As an example, these are some demonstrations of how hard power works in practice:
- Showing the flag: through the insertion of military forces in a certain region, to demonstrate political interest, or the desire to initiate stronger military action at an opportune moment.
- Compulsion/confrontation: through the use of the threat of military force against another country, to induce or dissuade it from following a particular political agenda. In this way, power projection acts as an aggressive diplomatic tool, trying to influence the decision-making access of foreign actors.
- Punishment: that of force against another state to punish it in response to its decision for a particular political agenda.
- Armed intervention: the movement of military forces into the territory of another state with the aim of influencing the internal affairs of the target country, or even outright conquest.
- Conquest: The offensive use of military assets to forcibly occupy territory controlled or claimed by another nation.
In this scenario, the contrast between hard power and soft power is visible, since the latter comes from diplomacy, culture and history, seeking to resolve conflicts through treaties and agreements, preserving peace.
In the context of power projection, it is observed that NATO makes ample use of this tool in geopolitics. The North Atlantic Treaty Organization is known around the world as the strongest and most powerful alliance in the world and despite not having its own Armed Forces, it has a permanent and integrated military command structure.
The military alliance structure is made up of military and civilian personnel from all member states and these teams work collectively to achieve the same geopolitical objectives, generating an immense advantage over their target countries.
Each member state agrees to contribute different strategic weights and influences. Furthermore, allies make direct and indirect contributions to the costs of running NATO and implementing its policies and activities, generating a mutual benefit for members.

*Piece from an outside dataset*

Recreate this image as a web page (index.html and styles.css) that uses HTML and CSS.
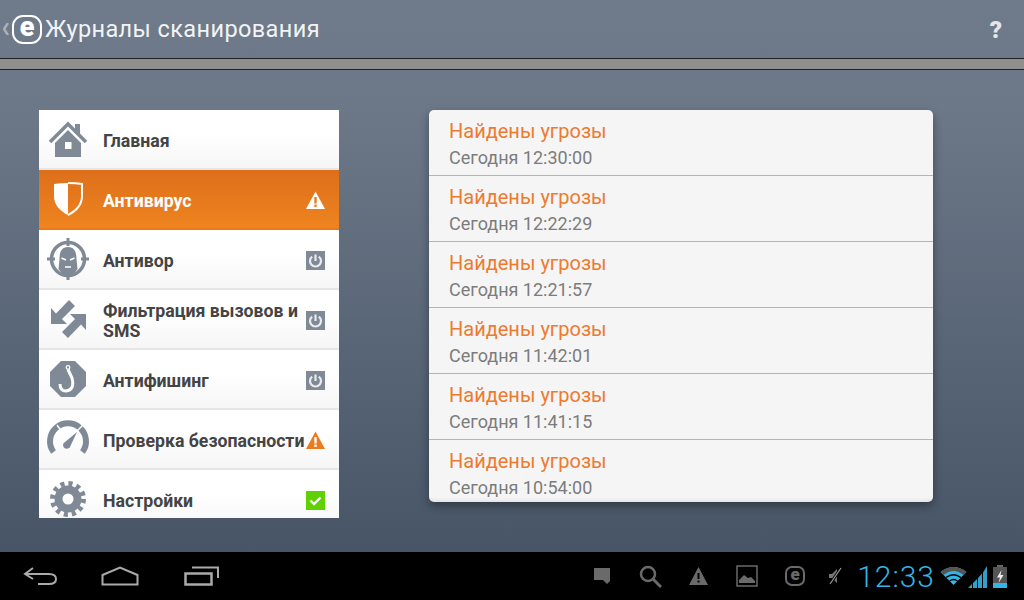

In the case of Russia, the most evident and current example of hard power is the invasion of Ukrainian territory by its troops, to protect what the Russian State considers as one of its main national interests.
However, likewise the US invasion of Afghanistan, Iraq, Libya and Syria were similar exercises in the use of hard power, motivated by regime change goals and other national interests allied with the US and NATO.
Why is force projection important to measure a country’s geopolitical power and its worldwide influence?
In international political theory, a strong country is one that has the ability to impose its will on other countries through persuasion or military force. That is, through soft power or hard power depending on the political situation.
In this way, alliances between nations can be induced or voluntary and demonstrate an important facet of the different types of power of a State, or its limitation.
Countries that do not hold this kind of power are often at the mercy of the decisions and consequences of more powerful states, which end up influencing geopolitical conditions at a regional and global level. Or even become the targets of the power projection of such powers.
Paraphrasing the metaphor of the former US Senator, Michael Enzi, in the context of international negotiations and the power of persuasion – be it through diplomatic means or by projection of military force – it can be said that: “if you are not at the table, you are on the menu“.